Medical peer review is a professional response which is presumed to take place, but rarely does take place.

Hospital medical staff peer review of questionable patient care is the only method which is capable of fulfilling every identifiable element necessary for a true profession to satisfy its ethical obligation to the society they have sworn to serve.

Likewise, each doctor’s documented patient care track record is the only means to tell the difference between the good doctor who has made a typically human error and the marginally qualified practitioner who habitually teeters on potential medical disasters.

The IRPR system of medical peer review would be the best friend of every good doctor. It would be the marginally-qualified doctor’s worst nightmare.

An IRPR system of medical peer review can only be created and sustained by a community of doctors seeking to reestablish the true professionalism of their profession. Is there such a community of doctors present in America in this hour of great need?

People at every level of society continue to lament the need for healthcare change as basic elements, such as the above, go unconsidered. Doctors are the best judges of other doctors but doctors don’t know how to judge other doctors. Two simple, irrefutable facts completely ignored by all the “experts” seeking healthcare change.

Healthcare Infrastructure

Saturday, September 8th, 2007

The Random House Unabridged Dictionary defines infrastructure as the basic, underlying framework or features of a system or organization.

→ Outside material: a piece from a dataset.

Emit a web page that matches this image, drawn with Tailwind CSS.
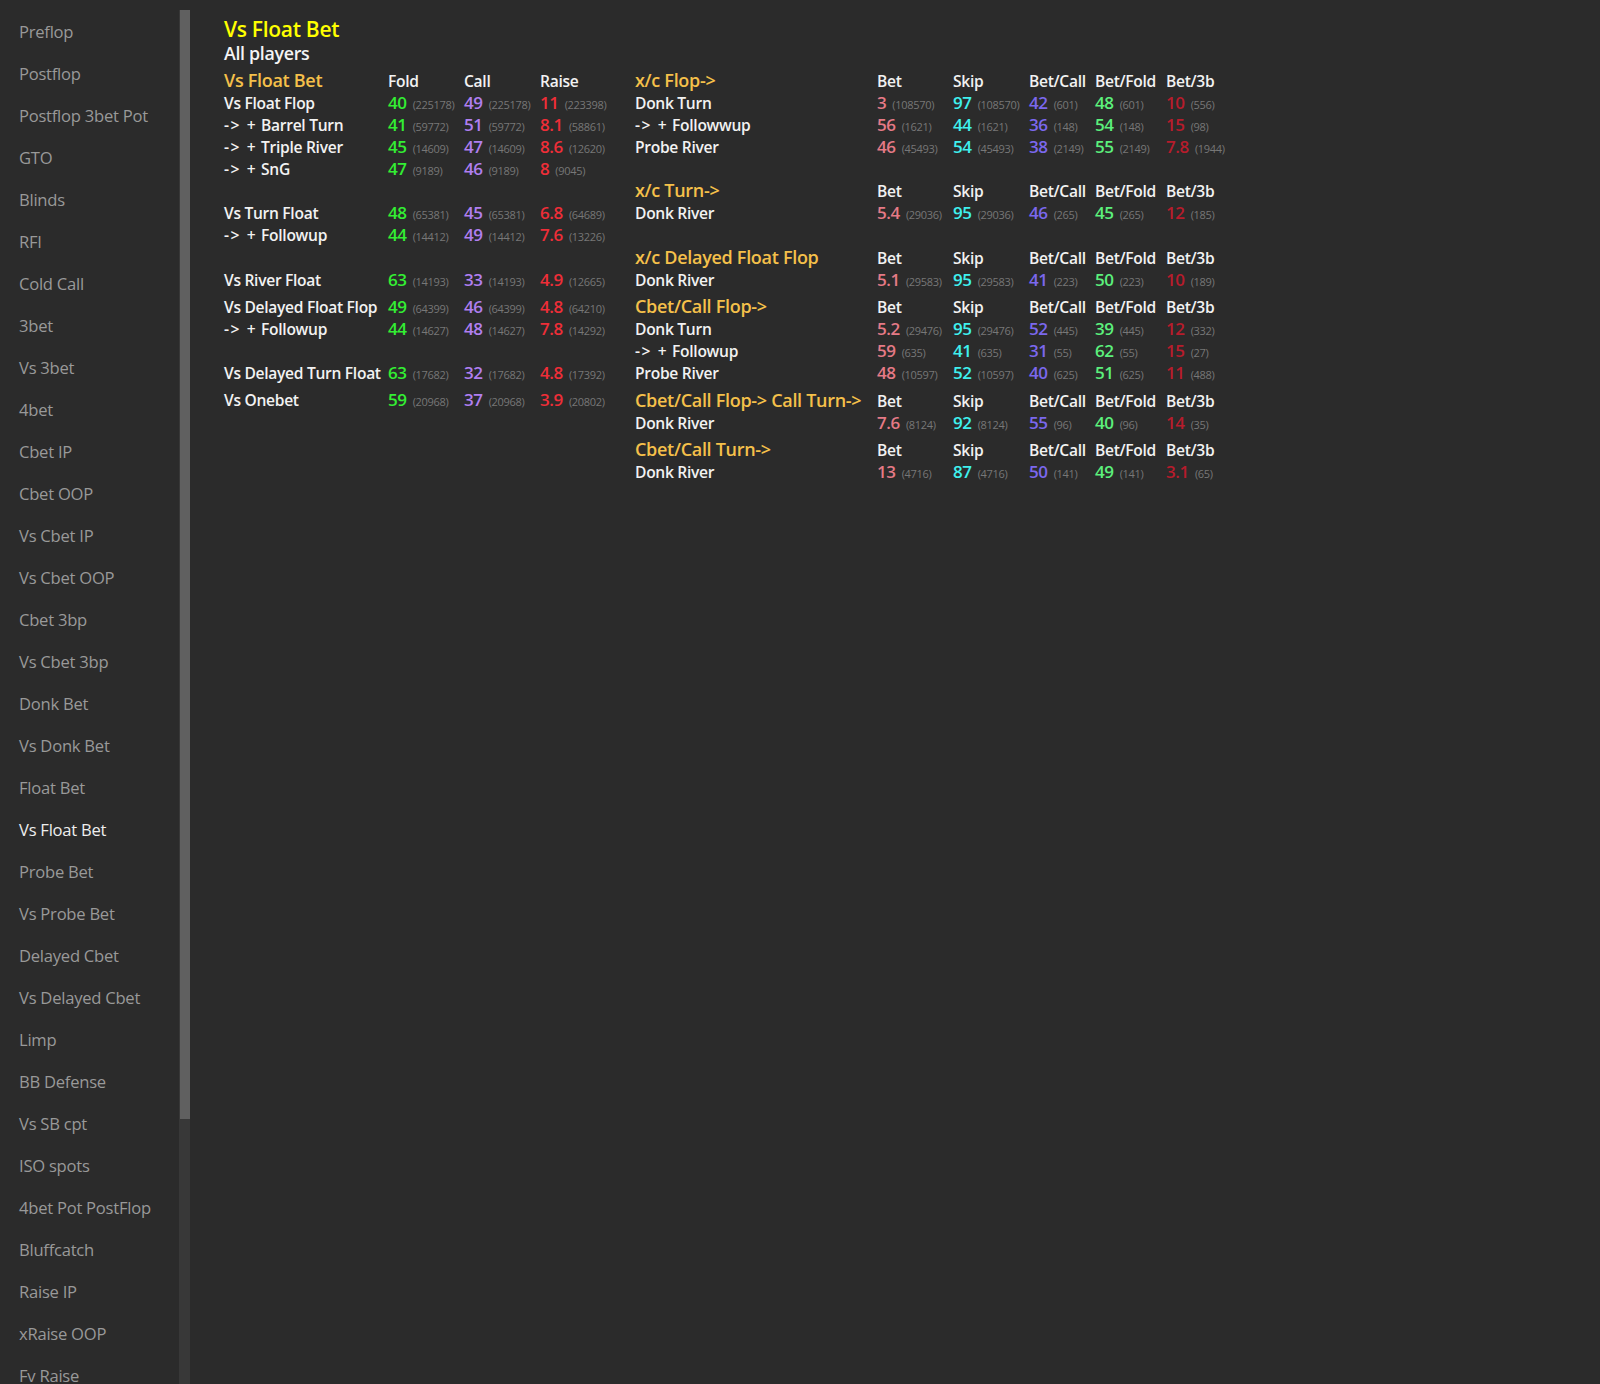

If you were to Google “healthcare infrastructure” you’d find a great number of entries dealing simply with Information Technology (IT).

Information technology is a vital aspect of quality healthcare, but it is NOT part of the infrastructure of our present healthcare system. When well-meaning individuals adapt the use of a fundamental concept for their own purpose they distort its original meaning.

Healthcare infrastructure should only apply to the organizational structure of our healthcare system. NO ONE in America has ever accurately displayed, in detail, how our healthcare system is “organized.”

Think about this:

1. The Department of Defense (DOD) and our healthcare system are comparable in size and scope, yet the organizational structure of the DOD can be demonstrated from the Secretary of Defense down to the newest recruit in all of the armed services. Such organizational detail has never been accomplished for healthcare.

2. The sudden, disastrous collapse of the Minneapolis Bridge was due to infrastructure defects known to exist, but their extent was unrecognized.

The Minneapolis bridge disaster should be a wake-up call for every healthcare expert offering strategies for improvement. “Bridge experts” were repairing visual defects when the infrastructure, with its recognized flaws, collapsed. The very same scenario is being played out in the stampede to change healthcare now.

Cost, access, and information technology are among the very important “visual defects” of our current healthcare system. Yet no one is talking about the true infrastructure of our healthcare system. With very few exceptions, every form of healthcare begins when one doctor sees one patient. But no effort has been made to describe the larger composition of Organized Medicine.

How did that system evolve into its present form and who regulates what portions of that system? Who should society look to for that greatly needed and much anticipated healthcare change?

Doctors and hospitals are primarily regulated by individual states. Congress, except for the DOD, the Veterans Administration, and Public Health had no real participation in our healthcare system until Medicare’s inception in 1965 and Medicaid’s in 1972, Now everyone seems to think the incoming president and Congress will solve the problem, when in fact, neither they or anyone else truly understands where such change should begin.

People are demanding change in a very large, complex system no one can clearly explain. Hopefully, some will find that realization frightening. Only fools would attempt to substantially change something they don’t really understand. But, such thinking has rarely stopped Congress before.

The private practice of medicine is the least regulated economic activity in America.